Ironically, an indifference to mothers' problems may be, in part, a byproduct of the women's movement. Douglas and Michaels point out in "The Mommy Myth" that 1970s feminists fought hard to improve day care and workplace flexibility. But others argue that, by encouraging women to snare paid jobs in traditionally male worlds -- arguably by necessity -- feminism helped downgrade the status, even among women, of unpaid, female-dominated child care. In the end, advocates have settled on diplomatically describing their issues as "the unfinished business of feminism."
The term resonates with women who, thanks to the women's movement, sailed through school, early careers and even romantic partnerships encountering relatively few barriers or inequities, only to find themselves crammed into unexpected pigeonholes as mothers.

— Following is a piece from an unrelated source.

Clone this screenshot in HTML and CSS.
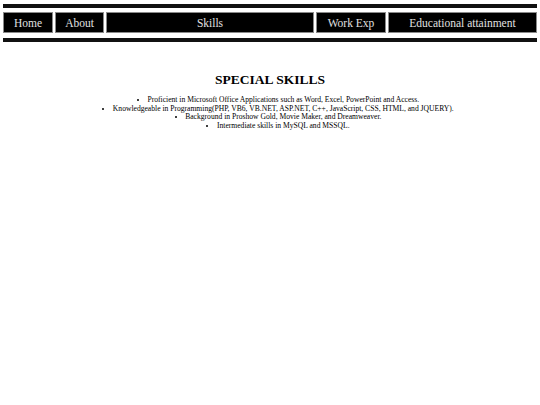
FILE: index.html
```html
<!DOCTYPE html>
<html>
<head>
<meta charset="utf-8">
<link rel="stylesheet" href="styles.css">
</head>
<body>
<div class="nav">
  <a class="cell home">Home</a>
  <a class="cell about">About</a>
  <a class="cell skills">Skills</a>
  <a class="cell work">Work Exp</a>
  <a class="cell edu">Educational attainment</a>
</div>
<h1 class="title">SPECIAL SKILLS</h1>
<ul class="skills-list">
  <li>Proficient in Microsoft Office Applications such as Word, Excel, PowerPoint and Access.</li>
  <li>Knowledgeable in Programming(PHP, VB6, VB.NET, ASP.NET, C++, JavaScript, CSS, HTML, and JQUERY).</li>
  <li>Background in Proshow Gold, Movie Maker, and Dreamweaver.</li>
  <li>Intermediate skills in MySQL and MSSQL.</li>
</ul>
</body>
</html>
```
FILE: styles.css
```css
html, body {
  margin: 0;
  padding: 0;
  background: #fff;
  font-family: "Liberation Serif", "Times New Roman", serif;
}
.nav {
  margin: 4px 3px 0 3px;
  border-top: 4px solid #111;
  border-bottom: 4px solid #111;
  padding: 4px 0 5px 0;
  display: flex;
  gap: 2px;
}
.cell {
  box-sizing: border-box;
  height: 21px;
  background: #000;
  color: #e0e0e0;
  border: 1px solid #8a8a8a;
  font-family: "Liberation Serif", "Times New Roman", serif;
  font-size: 11.5px;
  display: flex;
  align-items: center;
  justify-content: center;
}
.home { width: 50px; }
.about { width: 49px; }
.skills { width: 208px; }
.work { width: 70px; }
.edu { flex: 1; }
.title {
  margin: 29px 0 0 0;
  text-align: center;
  font-size: 13.5px;
  font-weight: bold;
  line-height: 18px;
}
.skills-list {
  margin: 7px 0 0 0;
  padding: 0 0 0 16px;
  list-style-position: inside;
  text-align: center;
  font-size: 7.6px;
  line-height: 8.7px;
}
```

"My husband and I got sucked into this time warp, it felt like, where all of a sudden we were both in these completely traditional roles that neither of us had ever planned," said Mothers and More president Kristin Maschka, 35, who managed the training department of an Internet service provider until quitting in 2000 to stay home with her daughter. "We'd look at each other and say, 'How did this happen to us?'"
The mothers' movement is still too low-profile to have attracted much direct criticism. But many of its ideas clearly make people uncomfortable, even irate. Some supporters of the "child-free movement" (people who don't want kids) and conservative groups oppose government or workplace benefits for parents.
"Can you imagine politicians using Father's Day ... to describe how they will take care of poor, helpless Dad?" writes Carrie L. Lukas, director of policy for the Independent Women's Forum, a free-market organization that opposes many feminist ideas. "Women deserve the same respect. Instead of caricaturing us as wards of the state, politicians should focus on getting government out of our lives."
Major publications, even left-leaning ones, aren't necessarily more sympathetic: The idea pops up regularly that American mothers, with all their privileges and options, don't have much to complain about.
"How worried should we be about what these women, which is to say ourselves, are feeling?" asked Elizabeth Kolbert, reviewing "The Mommy Myth" and another motherhood book, Daphne de Marneffe's "Maternal Desire," in the New Yorker in March. "If a woman wants to take time off from her career to raise a family, and if she can afford to do so, what more can she reasonably desire? That everyone else act only in ways that validate her decision? ... Choosing between work and home is, in the end, a problem only for those who have a choice. In this sense, it is, like so many 'problems' of twenty-first-century life, a problem of not having enough problems."
It's an intimidating argument: How dare the reasonably comfortable complain, in view of the world's suffering? But it assumes that lower-income women (to whose plight "The Mommy Myth" actually devotes a fair amount of space) do not share any of the same concerns. And it lets society off the hook, Tucker said, by suggesting "that the work of securing women's equality in the workplace is over and done with," and that "the average woman who is struggling to maintain a career and cope with more than her fair share of domestic responsibility is unhappy because she chooses a lifestyle that leads to unhappiness."
Discontented housewives back in the "Ozzie and Harriet" 1950s would have heard similar dismissals, Crittenden said. "People would say, 'What have you got to be unhappy about? What's your problem? You've got a nice house in the suburbs.' I think we are truly in another situation like that. People can't quite figure out what is wrong."
Amid the criticism, a gesture of approval recently came from an unexpected quarter. In a Mother's Day event of its own, the florist service FTD presented Mothers and More founder Brundage with an award that, sarcastic punch lines aside, you don't hear much about these days.
The company named her Mother of the Year.
"My 17-year-old son, Zach, fell down laughing and, when he recovered himself, he asked me how much it was worth it to me for him to keep his mouth shut," Brundage said. She laughed, too, but sounded pleased with the tribute.
"It wasn't that I have the smartest kids or that I've gone through the most tragedy -- it wasn't a Queen for a Day kind of thing. It really was focused on the work our organization was doing, and the work that all mothers do," Brundage said. "They recognize that mothers need more than flowers."